• Instructions to follow:
What is the number of lines in the data that hold the string "table"? Reply with that number only.

• Data in this exercise:
-- -- --

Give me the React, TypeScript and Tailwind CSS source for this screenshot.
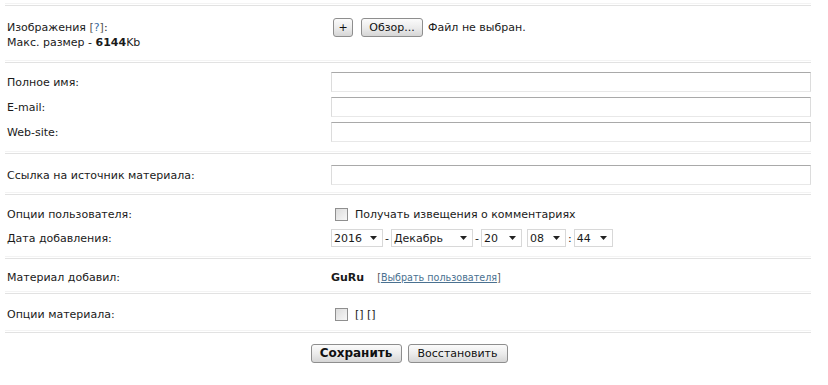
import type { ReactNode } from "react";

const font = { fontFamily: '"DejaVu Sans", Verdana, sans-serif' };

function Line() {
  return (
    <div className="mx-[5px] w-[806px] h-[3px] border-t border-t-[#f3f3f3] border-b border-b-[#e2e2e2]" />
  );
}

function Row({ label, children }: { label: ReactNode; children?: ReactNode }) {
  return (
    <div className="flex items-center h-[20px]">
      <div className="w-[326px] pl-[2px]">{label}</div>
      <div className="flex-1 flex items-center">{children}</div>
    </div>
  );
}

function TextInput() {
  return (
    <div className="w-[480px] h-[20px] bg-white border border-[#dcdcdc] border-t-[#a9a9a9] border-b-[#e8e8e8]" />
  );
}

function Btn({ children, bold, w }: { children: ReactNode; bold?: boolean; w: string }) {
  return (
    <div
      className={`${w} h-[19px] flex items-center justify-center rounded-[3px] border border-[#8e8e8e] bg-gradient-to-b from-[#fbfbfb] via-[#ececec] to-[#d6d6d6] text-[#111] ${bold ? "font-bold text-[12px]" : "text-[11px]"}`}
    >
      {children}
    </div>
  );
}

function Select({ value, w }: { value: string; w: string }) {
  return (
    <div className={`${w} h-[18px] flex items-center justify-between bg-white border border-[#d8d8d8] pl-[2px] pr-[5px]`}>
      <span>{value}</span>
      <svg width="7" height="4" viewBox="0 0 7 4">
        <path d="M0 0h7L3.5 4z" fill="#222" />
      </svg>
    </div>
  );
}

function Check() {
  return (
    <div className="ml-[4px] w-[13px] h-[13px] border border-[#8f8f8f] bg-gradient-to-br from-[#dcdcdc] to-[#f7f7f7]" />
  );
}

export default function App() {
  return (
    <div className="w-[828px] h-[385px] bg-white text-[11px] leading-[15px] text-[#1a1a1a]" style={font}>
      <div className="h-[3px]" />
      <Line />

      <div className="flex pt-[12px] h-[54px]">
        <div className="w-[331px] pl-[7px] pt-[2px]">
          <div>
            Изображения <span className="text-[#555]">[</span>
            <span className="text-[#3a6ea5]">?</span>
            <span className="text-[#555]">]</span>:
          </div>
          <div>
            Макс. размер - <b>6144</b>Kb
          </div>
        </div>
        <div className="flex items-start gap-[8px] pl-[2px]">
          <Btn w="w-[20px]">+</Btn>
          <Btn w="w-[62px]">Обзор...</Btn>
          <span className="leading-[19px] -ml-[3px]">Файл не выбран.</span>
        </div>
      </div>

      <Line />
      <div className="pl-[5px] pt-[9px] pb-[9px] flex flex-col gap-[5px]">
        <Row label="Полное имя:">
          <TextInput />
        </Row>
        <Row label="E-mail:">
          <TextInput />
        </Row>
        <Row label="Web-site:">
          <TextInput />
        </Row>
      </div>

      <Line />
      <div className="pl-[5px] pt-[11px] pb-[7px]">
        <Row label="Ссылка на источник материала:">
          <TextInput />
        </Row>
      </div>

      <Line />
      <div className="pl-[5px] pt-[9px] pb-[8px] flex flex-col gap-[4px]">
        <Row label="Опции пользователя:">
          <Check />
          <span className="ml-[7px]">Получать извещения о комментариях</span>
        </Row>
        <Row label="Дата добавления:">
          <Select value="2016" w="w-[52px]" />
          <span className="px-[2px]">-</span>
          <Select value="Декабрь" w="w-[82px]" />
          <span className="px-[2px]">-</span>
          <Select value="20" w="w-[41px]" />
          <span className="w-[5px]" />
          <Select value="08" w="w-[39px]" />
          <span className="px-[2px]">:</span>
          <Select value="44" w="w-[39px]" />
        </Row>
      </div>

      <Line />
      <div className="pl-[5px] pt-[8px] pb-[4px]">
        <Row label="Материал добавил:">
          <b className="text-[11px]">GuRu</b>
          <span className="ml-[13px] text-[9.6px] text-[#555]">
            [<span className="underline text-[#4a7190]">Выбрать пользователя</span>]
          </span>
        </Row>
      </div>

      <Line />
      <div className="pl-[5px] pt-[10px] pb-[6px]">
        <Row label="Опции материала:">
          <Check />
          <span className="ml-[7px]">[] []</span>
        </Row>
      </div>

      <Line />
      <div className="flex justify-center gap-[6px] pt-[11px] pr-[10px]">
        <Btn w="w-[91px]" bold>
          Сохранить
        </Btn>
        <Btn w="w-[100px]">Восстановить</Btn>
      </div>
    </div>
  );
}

-- -- --

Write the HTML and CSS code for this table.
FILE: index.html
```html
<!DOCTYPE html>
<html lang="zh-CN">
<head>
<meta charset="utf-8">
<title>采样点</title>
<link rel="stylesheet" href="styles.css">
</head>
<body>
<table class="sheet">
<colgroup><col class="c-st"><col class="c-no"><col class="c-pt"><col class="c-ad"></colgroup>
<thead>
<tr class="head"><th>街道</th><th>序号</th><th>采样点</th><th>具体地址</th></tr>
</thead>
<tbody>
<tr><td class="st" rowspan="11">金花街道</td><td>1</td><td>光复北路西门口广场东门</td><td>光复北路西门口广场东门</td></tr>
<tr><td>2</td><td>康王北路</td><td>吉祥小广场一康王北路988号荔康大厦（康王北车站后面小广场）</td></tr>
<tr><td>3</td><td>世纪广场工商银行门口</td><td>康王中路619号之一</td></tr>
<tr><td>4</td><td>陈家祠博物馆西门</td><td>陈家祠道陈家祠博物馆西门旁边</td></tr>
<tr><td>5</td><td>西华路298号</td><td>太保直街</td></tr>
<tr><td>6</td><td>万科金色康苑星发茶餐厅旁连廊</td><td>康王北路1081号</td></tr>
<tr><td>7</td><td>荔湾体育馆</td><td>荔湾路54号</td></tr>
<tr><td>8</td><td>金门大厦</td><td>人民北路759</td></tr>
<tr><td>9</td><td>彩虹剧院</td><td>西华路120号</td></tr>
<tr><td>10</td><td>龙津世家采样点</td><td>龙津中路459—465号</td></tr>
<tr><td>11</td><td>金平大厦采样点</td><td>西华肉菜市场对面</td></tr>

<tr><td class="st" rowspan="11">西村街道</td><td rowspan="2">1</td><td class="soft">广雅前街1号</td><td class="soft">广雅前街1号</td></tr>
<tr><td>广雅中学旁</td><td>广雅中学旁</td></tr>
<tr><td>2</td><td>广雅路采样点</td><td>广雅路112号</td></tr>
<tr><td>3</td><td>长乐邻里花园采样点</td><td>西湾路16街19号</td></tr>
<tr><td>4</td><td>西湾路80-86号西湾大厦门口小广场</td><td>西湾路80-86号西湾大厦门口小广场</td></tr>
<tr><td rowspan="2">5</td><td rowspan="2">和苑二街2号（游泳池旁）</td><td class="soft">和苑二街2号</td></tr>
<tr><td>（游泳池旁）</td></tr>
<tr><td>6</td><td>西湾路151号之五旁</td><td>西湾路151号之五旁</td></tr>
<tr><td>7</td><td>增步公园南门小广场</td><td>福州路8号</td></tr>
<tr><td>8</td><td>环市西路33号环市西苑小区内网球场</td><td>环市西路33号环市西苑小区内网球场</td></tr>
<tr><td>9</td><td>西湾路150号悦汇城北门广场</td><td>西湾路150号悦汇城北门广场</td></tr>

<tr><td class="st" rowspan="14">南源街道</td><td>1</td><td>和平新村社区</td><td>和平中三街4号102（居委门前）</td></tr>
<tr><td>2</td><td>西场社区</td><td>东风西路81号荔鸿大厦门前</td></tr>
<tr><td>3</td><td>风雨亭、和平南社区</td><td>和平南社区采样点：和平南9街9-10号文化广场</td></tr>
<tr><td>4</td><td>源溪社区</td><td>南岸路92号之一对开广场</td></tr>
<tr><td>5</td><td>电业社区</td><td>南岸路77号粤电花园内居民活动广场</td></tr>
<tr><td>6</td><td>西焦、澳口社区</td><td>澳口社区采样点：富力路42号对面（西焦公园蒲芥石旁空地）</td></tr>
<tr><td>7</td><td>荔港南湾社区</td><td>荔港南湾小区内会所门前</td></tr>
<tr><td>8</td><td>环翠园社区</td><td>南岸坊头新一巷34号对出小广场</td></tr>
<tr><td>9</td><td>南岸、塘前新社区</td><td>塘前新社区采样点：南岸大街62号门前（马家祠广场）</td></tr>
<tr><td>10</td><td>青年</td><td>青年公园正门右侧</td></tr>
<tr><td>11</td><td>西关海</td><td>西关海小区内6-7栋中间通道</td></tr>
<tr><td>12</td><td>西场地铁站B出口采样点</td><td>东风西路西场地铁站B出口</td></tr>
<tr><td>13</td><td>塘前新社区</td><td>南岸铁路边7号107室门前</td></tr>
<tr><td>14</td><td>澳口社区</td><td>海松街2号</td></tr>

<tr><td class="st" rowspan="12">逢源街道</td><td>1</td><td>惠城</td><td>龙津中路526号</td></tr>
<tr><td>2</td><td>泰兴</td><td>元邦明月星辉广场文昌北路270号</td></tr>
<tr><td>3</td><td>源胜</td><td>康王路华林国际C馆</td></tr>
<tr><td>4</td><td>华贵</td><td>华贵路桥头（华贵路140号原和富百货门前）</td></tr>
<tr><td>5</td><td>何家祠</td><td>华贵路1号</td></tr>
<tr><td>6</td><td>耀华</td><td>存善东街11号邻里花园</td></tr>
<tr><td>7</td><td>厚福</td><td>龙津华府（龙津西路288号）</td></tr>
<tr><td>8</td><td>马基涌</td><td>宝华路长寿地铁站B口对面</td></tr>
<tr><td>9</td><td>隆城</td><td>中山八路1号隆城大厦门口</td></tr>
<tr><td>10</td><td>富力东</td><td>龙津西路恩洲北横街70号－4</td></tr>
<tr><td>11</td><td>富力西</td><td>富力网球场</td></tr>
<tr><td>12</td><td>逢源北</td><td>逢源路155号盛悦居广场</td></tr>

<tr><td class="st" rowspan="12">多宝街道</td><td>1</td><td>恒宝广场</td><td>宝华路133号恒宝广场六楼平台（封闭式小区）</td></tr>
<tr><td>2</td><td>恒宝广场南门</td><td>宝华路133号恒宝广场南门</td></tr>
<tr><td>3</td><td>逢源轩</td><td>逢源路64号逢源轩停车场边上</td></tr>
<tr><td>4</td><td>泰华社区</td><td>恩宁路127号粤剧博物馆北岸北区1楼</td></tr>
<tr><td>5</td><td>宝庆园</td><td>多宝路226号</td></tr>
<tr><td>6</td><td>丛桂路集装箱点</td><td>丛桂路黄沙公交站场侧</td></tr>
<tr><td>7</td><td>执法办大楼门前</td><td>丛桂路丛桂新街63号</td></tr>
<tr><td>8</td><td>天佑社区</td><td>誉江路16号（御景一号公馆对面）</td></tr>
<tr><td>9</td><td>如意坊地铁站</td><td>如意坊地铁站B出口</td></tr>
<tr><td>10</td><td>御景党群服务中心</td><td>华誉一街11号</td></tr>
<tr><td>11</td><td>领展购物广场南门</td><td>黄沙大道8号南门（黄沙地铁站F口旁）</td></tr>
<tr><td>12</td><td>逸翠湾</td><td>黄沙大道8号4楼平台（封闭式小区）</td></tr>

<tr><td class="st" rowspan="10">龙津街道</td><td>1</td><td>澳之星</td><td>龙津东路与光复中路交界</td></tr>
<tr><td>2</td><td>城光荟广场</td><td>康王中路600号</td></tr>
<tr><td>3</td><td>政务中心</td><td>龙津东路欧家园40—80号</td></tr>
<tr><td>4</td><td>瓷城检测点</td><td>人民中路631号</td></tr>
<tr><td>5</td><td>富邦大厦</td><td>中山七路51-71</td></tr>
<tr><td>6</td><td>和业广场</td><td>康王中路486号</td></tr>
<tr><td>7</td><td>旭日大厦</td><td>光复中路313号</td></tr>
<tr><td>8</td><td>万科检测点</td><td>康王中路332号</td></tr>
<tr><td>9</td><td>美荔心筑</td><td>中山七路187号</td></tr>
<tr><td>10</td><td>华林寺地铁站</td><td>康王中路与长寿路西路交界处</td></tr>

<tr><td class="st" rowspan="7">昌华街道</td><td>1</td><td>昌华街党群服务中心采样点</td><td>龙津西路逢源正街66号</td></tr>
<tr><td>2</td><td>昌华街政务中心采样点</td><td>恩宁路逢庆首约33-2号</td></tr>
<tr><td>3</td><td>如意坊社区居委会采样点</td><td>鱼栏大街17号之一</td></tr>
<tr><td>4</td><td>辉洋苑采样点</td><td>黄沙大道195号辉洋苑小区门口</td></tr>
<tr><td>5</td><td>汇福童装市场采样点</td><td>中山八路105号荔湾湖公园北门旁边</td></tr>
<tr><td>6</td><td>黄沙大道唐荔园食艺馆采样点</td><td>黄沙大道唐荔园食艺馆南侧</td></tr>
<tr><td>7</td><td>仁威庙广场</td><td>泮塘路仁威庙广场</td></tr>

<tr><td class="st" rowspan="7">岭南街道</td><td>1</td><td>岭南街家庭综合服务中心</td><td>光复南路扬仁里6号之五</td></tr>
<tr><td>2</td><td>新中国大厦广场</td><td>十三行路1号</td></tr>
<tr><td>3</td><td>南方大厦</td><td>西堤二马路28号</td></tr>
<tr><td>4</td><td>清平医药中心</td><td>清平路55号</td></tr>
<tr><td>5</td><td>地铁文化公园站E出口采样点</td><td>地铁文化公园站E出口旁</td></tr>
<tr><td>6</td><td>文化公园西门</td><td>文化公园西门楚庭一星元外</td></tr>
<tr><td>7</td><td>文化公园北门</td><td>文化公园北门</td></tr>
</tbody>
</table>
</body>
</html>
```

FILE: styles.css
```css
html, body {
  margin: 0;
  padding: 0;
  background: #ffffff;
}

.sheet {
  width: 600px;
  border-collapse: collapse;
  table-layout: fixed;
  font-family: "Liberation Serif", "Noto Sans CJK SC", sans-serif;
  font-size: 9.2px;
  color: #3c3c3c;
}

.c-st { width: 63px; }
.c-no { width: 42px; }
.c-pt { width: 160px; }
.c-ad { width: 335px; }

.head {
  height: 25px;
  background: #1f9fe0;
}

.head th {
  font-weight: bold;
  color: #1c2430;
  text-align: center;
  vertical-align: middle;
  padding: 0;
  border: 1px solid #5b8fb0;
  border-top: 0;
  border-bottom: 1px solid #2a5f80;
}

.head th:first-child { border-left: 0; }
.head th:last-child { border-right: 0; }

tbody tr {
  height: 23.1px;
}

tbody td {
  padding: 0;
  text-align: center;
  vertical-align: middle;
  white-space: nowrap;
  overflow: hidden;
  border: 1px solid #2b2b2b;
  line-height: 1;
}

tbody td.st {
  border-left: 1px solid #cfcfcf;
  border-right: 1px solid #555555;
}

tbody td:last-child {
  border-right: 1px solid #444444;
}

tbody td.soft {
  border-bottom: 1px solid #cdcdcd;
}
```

-- -- --

• Correct output:
4